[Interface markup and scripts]
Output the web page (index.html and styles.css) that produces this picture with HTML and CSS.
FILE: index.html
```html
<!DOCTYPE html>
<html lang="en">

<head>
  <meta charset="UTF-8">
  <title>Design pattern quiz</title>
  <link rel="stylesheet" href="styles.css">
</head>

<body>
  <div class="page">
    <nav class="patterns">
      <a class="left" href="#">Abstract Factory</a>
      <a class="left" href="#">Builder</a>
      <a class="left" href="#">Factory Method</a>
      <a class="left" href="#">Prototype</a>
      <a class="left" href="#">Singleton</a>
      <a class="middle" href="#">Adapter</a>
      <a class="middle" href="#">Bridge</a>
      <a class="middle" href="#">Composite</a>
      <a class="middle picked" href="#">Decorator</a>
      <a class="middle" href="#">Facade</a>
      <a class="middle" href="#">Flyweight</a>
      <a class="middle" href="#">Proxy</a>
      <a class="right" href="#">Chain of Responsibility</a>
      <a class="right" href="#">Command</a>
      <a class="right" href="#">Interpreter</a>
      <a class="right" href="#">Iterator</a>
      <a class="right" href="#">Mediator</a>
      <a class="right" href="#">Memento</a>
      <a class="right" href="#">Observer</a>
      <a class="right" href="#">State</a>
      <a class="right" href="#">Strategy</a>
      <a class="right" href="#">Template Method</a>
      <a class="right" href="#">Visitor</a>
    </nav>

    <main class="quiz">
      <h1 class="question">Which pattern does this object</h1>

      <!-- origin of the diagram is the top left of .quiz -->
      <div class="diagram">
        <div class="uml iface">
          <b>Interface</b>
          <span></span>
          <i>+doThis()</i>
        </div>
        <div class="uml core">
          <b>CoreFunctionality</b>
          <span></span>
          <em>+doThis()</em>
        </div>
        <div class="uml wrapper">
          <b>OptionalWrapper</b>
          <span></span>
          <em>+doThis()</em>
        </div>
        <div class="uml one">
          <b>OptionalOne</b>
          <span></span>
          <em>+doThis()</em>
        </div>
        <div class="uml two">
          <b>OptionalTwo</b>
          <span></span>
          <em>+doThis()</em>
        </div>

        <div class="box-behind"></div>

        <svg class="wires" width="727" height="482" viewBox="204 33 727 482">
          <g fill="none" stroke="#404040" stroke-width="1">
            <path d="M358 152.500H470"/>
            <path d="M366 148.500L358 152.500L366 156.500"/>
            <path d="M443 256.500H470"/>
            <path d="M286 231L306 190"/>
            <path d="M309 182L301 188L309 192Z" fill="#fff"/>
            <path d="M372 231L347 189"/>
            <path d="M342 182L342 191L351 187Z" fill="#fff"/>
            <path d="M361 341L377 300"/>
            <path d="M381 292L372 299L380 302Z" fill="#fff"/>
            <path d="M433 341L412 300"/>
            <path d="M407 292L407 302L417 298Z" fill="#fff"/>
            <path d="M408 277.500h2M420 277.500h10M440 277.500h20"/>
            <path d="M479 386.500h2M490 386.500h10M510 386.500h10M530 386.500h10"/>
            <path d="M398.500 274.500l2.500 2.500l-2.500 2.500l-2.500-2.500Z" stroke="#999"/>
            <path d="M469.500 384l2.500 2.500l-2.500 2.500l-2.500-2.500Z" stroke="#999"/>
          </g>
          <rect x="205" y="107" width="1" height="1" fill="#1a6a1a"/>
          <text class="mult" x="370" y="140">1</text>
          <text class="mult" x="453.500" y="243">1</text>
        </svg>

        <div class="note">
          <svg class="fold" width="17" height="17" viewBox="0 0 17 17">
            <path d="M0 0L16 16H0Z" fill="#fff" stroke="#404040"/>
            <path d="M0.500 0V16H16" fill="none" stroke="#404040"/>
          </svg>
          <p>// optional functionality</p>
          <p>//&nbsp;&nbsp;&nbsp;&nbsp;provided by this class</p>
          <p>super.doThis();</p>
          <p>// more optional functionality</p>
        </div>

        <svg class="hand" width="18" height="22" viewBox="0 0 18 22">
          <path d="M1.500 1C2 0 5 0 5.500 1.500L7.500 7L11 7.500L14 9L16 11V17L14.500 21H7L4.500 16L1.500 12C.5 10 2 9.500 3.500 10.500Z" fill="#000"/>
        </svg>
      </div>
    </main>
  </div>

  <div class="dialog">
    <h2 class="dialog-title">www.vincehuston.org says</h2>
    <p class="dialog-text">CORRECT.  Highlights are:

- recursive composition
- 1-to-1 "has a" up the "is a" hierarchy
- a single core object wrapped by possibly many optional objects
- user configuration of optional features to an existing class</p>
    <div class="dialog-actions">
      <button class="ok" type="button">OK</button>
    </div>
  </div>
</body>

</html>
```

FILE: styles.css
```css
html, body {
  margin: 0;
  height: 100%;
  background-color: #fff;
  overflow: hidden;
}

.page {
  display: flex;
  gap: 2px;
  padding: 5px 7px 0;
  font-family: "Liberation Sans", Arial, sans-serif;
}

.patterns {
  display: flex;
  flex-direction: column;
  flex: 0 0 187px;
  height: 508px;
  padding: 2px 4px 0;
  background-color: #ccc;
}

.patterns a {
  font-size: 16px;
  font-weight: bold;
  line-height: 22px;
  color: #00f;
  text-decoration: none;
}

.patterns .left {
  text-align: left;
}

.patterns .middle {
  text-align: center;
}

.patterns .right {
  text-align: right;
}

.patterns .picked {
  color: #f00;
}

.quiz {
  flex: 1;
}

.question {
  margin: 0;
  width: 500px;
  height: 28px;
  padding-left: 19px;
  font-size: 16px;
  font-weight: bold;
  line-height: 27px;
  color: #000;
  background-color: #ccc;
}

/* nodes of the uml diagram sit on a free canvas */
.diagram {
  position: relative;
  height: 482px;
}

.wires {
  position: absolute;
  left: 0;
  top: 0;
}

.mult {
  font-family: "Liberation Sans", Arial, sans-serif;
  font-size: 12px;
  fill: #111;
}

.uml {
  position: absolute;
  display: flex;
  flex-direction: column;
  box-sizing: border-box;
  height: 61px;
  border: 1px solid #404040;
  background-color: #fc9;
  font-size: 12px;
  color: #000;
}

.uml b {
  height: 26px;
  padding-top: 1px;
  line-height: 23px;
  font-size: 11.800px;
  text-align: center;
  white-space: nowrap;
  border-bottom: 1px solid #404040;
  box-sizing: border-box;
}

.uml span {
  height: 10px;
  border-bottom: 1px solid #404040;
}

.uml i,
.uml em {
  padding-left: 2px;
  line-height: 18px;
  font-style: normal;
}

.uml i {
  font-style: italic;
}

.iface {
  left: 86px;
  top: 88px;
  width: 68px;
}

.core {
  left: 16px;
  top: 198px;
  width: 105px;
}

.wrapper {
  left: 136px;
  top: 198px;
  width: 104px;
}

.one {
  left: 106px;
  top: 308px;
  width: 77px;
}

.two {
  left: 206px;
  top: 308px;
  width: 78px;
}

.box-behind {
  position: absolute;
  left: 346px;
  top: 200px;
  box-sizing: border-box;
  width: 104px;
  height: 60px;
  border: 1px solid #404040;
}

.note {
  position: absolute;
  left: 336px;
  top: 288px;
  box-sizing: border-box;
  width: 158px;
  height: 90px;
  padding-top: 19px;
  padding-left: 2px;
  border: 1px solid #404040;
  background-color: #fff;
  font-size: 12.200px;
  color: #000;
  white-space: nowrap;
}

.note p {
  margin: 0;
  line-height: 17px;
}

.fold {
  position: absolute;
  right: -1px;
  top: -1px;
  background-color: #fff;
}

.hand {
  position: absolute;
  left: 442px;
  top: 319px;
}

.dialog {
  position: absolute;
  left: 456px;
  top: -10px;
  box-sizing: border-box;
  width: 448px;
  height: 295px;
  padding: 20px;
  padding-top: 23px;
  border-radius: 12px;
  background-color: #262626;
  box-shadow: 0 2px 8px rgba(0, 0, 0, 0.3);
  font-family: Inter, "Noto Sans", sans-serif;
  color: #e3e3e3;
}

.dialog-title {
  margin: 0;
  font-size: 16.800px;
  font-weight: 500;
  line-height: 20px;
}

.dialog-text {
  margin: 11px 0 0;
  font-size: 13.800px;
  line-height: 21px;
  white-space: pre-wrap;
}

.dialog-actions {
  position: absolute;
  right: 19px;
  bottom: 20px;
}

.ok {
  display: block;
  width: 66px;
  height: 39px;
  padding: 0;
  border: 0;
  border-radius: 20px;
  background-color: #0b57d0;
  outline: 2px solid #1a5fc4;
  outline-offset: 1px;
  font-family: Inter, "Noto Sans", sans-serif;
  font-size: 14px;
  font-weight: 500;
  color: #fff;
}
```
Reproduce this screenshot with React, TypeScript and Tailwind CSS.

● Stated task
Report each line in the preceding entries that holds the string "with".

● Result
Output the web page (index.html and styles.css) that produces this picture with HTML and CSS.
Reproduce this screenshot with React, TypeScript and Tailwind CSS.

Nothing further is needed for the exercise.